Stated goal: Your task is to give the listing below back word for word, pictures excluded.
········
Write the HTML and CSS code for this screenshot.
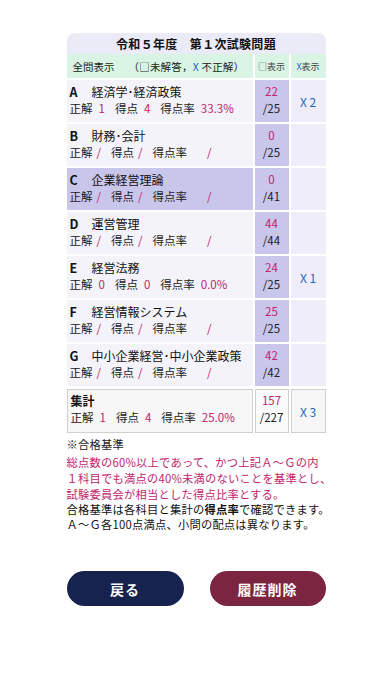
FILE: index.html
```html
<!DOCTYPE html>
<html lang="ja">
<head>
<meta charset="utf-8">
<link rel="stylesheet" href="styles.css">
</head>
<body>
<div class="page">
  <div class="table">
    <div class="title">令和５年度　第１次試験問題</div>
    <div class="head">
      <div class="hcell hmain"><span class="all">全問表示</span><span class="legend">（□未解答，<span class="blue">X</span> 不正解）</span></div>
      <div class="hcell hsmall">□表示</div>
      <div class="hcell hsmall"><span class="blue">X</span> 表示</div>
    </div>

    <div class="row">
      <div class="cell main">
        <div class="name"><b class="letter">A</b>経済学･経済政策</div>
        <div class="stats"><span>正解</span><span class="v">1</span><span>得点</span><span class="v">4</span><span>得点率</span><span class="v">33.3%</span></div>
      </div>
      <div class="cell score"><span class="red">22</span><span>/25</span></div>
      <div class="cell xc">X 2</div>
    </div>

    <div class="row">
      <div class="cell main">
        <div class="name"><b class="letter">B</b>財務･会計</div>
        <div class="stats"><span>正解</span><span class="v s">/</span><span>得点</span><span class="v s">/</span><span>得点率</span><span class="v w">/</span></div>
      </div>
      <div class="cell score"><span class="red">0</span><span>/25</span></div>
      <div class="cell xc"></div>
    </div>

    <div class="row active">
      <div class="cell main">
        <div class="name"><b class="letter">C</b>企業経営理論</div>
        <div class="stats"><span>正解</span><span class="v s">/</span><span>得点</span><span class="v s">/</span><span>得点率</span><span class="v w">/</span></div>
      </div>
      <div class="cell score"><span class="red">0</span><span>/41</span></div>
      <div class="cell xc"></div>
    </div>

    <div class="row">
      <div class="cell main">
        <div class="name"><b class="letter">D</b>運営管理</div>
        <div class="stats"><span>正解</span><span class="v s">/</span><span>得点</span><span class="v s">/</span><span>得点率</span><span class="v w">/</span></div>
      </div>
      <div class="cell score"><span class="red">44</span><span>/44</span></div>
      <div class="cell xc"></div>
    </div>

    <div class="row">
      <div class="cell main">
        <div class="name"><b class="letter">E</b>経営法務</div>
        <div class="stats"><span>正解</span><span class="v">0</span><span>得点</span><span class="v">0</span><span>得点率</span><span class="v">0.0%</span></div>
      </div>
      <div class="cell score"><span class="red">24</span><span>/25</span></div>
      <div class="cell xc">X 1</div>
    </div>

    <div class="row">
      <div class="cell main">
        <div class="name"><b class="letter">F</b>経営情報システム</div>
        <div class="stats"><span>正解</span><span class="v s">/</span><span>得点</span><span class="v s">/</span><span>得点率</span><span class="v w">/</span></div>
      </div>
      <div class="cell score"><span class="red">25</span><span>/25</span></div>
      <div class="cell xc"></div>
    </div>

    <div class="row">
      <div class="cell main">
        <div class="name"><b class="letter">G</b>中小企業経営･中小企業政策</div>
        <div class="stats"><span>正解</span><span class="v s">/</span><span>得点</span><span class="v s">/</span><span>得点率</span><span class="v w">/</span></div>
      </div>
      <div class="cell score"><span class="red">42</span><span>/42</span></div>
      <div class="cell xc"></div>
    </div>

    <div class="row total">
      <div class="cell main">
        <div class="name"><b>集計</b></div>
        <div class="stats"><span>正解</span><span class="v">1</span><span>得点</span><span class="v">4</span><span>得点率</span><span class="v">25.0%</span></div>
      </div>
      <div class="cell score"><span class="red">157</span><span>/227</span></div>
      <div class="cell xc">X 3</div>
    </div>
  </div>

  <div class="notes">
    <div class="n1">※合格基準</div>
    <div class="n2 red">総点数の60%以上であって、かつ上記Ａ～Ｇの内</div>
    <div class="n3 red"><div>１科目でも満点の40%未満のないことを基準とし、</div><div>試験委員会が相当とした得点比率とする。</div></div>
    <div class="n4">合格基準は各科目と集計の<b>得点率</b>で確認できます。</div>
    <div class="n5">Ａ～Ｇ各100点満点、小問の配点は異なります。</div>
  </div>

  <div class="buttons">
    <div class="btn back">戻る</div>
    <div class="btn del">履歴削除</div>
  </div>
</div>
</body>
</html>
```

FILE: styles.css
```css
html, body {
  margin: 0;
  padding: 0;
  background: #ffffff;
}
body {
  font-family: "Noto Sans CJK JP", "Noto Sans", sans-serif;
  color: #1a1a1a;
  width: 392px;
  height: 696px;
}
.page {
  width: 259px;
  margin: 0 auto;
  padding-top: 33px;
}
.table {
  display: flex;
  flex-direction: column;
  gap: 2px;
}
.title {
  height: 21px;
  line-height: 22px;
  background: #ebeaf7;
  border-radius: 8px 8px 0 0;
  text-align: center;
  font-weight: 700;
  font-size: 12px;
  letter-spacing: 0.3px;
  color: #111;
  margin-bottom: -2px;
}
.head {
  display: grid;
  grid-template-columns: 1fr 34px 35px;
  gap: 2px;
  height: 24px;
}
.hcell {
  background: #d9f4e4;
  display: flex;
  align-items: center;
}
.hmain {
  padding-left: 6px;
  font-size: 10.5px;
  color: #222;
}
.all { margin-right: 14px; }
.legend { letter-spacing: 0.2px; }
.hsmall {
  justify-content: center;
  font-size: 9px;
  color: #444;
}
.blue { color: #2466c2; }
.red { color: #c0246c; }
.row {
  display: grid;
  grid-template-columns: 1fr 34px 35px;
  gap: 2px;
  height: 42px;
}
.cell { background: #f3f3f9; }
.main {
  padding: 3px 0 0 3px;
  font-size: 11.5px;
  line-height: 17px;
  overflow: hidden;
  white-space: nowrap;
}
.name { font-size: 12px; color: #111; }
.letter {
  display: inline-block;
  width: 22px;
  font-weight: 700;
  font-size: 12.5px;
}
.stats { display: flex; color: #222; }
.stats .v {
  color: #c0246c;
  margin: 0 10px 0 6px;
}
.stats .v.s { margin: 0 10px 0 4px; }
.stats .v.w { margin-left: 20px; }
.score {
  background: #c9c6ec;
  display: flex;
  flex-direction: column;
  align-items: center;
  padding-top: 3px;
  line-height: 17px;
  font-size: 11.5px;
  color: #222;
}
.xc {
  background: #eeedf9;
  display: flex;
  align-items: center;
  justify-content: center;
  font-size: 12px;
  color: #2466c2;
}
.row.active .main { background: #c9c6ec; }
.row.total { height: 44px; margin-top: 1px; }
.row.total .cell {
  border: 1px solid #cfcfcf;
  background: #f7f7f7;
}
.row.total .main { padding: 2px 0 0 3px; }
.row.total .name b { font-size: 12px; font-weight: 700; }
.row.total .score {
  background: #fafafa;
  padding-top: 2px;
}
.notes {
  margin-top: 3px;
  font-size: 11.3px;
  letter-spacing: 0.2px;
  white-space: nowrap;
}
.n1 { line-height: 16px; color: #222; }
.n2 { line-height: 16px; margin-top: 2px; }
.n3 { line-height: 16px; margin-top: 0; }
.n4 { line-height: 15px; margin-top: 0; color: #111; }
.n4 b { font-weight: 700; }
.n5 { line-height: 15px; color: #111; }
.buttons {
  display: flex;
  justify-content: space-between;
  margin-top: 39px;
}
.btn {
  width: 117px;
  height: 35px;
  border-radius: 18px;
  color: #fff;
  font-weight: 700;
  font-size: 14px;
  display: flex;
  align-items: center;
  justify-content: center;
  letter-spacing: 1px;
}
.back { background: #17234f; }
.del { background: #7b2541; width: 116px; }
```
········
Written solution:
Write the HTML and CSS code for this screenshot.
FILE: index.html
```html
<!DOCTYPE html>
<html lang="ja">
<head>
<meta charset="utf-8">
<link rel="stylesheet" href="styles.css">
</head>
<body>
<div class="page">
  <div class="table">
    <div class="title">令和５年度　第１次試験問題</div>
    <div class="head">
      <div class="hcell hmain"><span class="all">全問表示</span><span class="legend">（□未解答，<span class="blue">X</span> 不正解）</span></div>
      <div class="hcell hsmall">□表示</div>
      <div class="hcell hsmall"><span class="blue">X</span> 表示</div>
    </div>

    <div class="row">
      <div class="cell main">
        <div class="name"><b class="letter">A</b>経済学･経済政策</div>
        <div class="stats"><span>正解</span><span class="v">1</span><span>得点</span><span class="v">4</span><span>得点率</span><span class="v">33.3%</span></div>
      </div>
      <div class="cell score"><span class="red">22</span><span>/25</span></div>
      <div class="cell xc">X 2</div>
    </div>

    <div class="row">
      <div class="cell main">
        <div class="name"><b class="letter">B</b>財務･会計</div>
        <div class="stats"><span>正解</span><span class="v s">/</span><span>得点</span><span class="v s">/</span><span>得点率</span><span class="v w">/</span></div>
      </div>
      <div class="cell score"><span class="red">0</span><span>/25</span></div>
      <div class="cell xc"></div>
    </div>

    <div class="row active">
      <div class="cell main">
        <div class="name"><b class="letter">C</b>企業経営理論</div>
        <div class="stats"><span>正解</span><span class="v s">/</span><span>得点</span><span class="v s">/</span><span>得点率</span><span class="v w">/</span></div>
      </div>
      <div class="cell score"><span class="red">0</span><span>/41</span></div>
      <div class="cell xc"></div>
    </div>

    <div class="row">
      <div class="cell main">
        <div class="name"><b class="letter">D</b>運営管理</div>
        <div class="stats"><span>正解</span><span class="v s">/</span><span>得点</span><span class="v s">/</span><span>得点率</span><span class="v w">/</span></div>
      </div>
      <div class="cell score"><span class="red">44</span><span>/44</span></div>
      <div class="cell xc"></div>
    </div>

    <div class="row">
      <div class="cell main">
        <div class="name"><b class="letter">E</b>経営法務</div>
        <div class="stats"><span>正解</span><span class="v">0</span><span>得点</span><span class="v">0</span><span>得点率</span><span class="v">0.0%</span></div>
      </div>
      <div class="cell score"><span class="red">24</span><span>/25</span></div>
      <div class="cell xc">X 1</div>
    </div>

    <div class="row">
      <div class="cell main">
        <div class="name"><b class="letter">F</b>経営情報システム</div>
        <div class="stats"><span>正解</span><span class="v s">/</span><span>得点</span><span class="v s">/</span><span>得点率</span><span class="v w">/</span></div>
      </div>
      <div class="cell score"><span class="red">25</span><span>/25</span></div>
      <div class="cell xc"></div>
    </div>

    <div class="row">
      <div class="cell main">
        <div class="name"><b class="letter">G</b>中小企業経営･中小企業政策</div>
        <div class="stats"><span>正解</span><span class="v s">/</span><span>得点</span><span class="v s">/</span><span>得点率</span><span class="v w">/</span></div>
      </div>
      <div class="cell score"><span class="red">42</span><span>/42</span></div>
      <div class="cell xc"></div>
    </div>

    <div class="row total">
      <div class="cell main">
        <div class="name"><b>集計</b></div>
        <div class="stats"><span>正解</span><span class="v">1</span><span>得点</span><span class="v">4</span><span>得点率</span><span class="v">25.0%</span></div>
      </div>
      <div class="cell score"><span class="red">157</span><span>/227</span></div>
      <div class="cell xc">X 3</div>
    </div>
  </div>

  <div class="notes">
    <div class="n1">※合格基準</div>
    <div class="n2 red">総点数の60%以上であって、かつ上記Ａ～Ｇの内</div>
    <div class="n3 red"><div>１科目でも満点の40%未満のないことを基準とし、</div><div>試験委員会が相当とした得点比率とする。</div></div>
    <div class="n4">合格基準は各科目と集計の<b>得点率</b>で確認できます。</div>
    <div class="n5">Ａ～Ｇ各100点満点、小問の配点は異なります。</div>
  </div>

  <div class="buttons">
    <div class="btn back">戻る</div>
    <div class="btn del">履歴削除</div>
  </div>
</div>
</body>
</html>
```

FILE: styles.css
```css
html, body {
  margin: 0;
  padding: 0;
  background: #ffffff;
}
body {
  font-family: "Noto Sans CJK JP", "Noto Sans", sans-serif;
  color: #1a1a1a;
  width: 392px;
  height: 696px;
}
.page {
  width: 259px;
  margin: 0 auto;
  padding-top: 33px;
}
.table {
  display: flex;
  flex-direction: column;
  gap: 2px;
}
.title {
  height: 21px;
  line-height: 22px;
  background: #ebeaf7;
  border-radius: 8px 8px 0 0;
  text-align: center;
  font-weight: 700;
  font-size: 12px;
  letter-spacing: 0.3px;
  color: #111;
  margin-bottom: -2px;
}
.head {
  display: grid;
  grid-template-columns: 1fr 34px 35px;
  gap: 2px;
  height: 24px;
}
.hcell {
  background: #d9f4e4;
  display: flex;
  align-items: center;
}
.hmain {
  padding-left: 6px;
  font-size: 10.5px;
  color: #222;
}
.all { margin-right: 14px; }
.legend { letter-spacing: 0.2px; }
.hsmall {
  justify-content: center;
  font-size: 9px;
  color: #444;
}
.blue { color: #2466c2; }
.red { color: #c0246c; }
.row {
  display: grid;
  grid-template-columns: 1fr 34px 35px;
  gap: 2px;
  height: 42px;
}
.cell { background: #f3f3f9; }
.main {
  padding: 3px 0 0 3px;
  font-size: 11.5px;
  line-height: 17px;
  overflow: hidden;
  white-space: nowrap;
}
.name { font-size: 12px; color: #111; }
.letter {
  display: inline-block;
  width: 22px;
  font-weight: 700;
  font-size: 12.5px;
}
.stats { display: flex; color: #222; }
.stats .v {
  color: #c0246c;
  margin: 0 10px 0 6px;
}
.stats .v.s { margin: 0 10px 0 4px; }
.stats .v.w { margin-left: 20px; }
.score {
  background: #c9c6ec;
  display: flex;
  flex-direction: column;
  align-items: center;
  padding-top: 3px;
  line-height: 17px;
  font-size: 11.5px;
  color: #222;
}
.xc {
  background: #eeedf9;
  display: flex;
  align-items: center;
  justify-content: center;
  font-size: 12px;
  color: #2466c2;
}
.row.active .main { background: #c9c6ec; }
.row.total { height: 44px; margin-top: 1px; }
.row.total .cell {
  border: 1px solid #cfcfcf;
  background: #f7f7f7;
}
.row.total .main { padding: 2px 0 0 3px; }
.row.total .name b { font-size: 12px; font-weight: 700; }
.row.total .score {
  background: #fafafa;
  padding-top: 2px;
}
.notes {
  margin-top: 3px;
  font-size: 11.3px;
  letter-spacing: 0.2px;
  white-space: nowrap;
}
.n1 { line-height: 16px; color: #222; }
.n2 { line-height: 16px; margin-top: 2px; }
.n3 { line-height: 16px; margin-top: 0; }
.n4 { line-height: 15px; margin-top: 0; color: #111; }
.n4 b { font-weight: 700; }
.n5 { line-height: 15px; color: #111; }
.buttons {
  display: flex;
  justify-content: space-between;
  margin-top: 39px;
}
.btn {
  width: 117px;
  height: 35px;
  border-radius: 18px;
  color: #fff;
  font-weight: 700;
  font-size: 14px;
  display: flex;
  align-items: center;
  justify-content: center;
  letter-spacing: 1px;
}
.back { background: #17234f; }
.del { background: #7b2541; width: 116px; }
```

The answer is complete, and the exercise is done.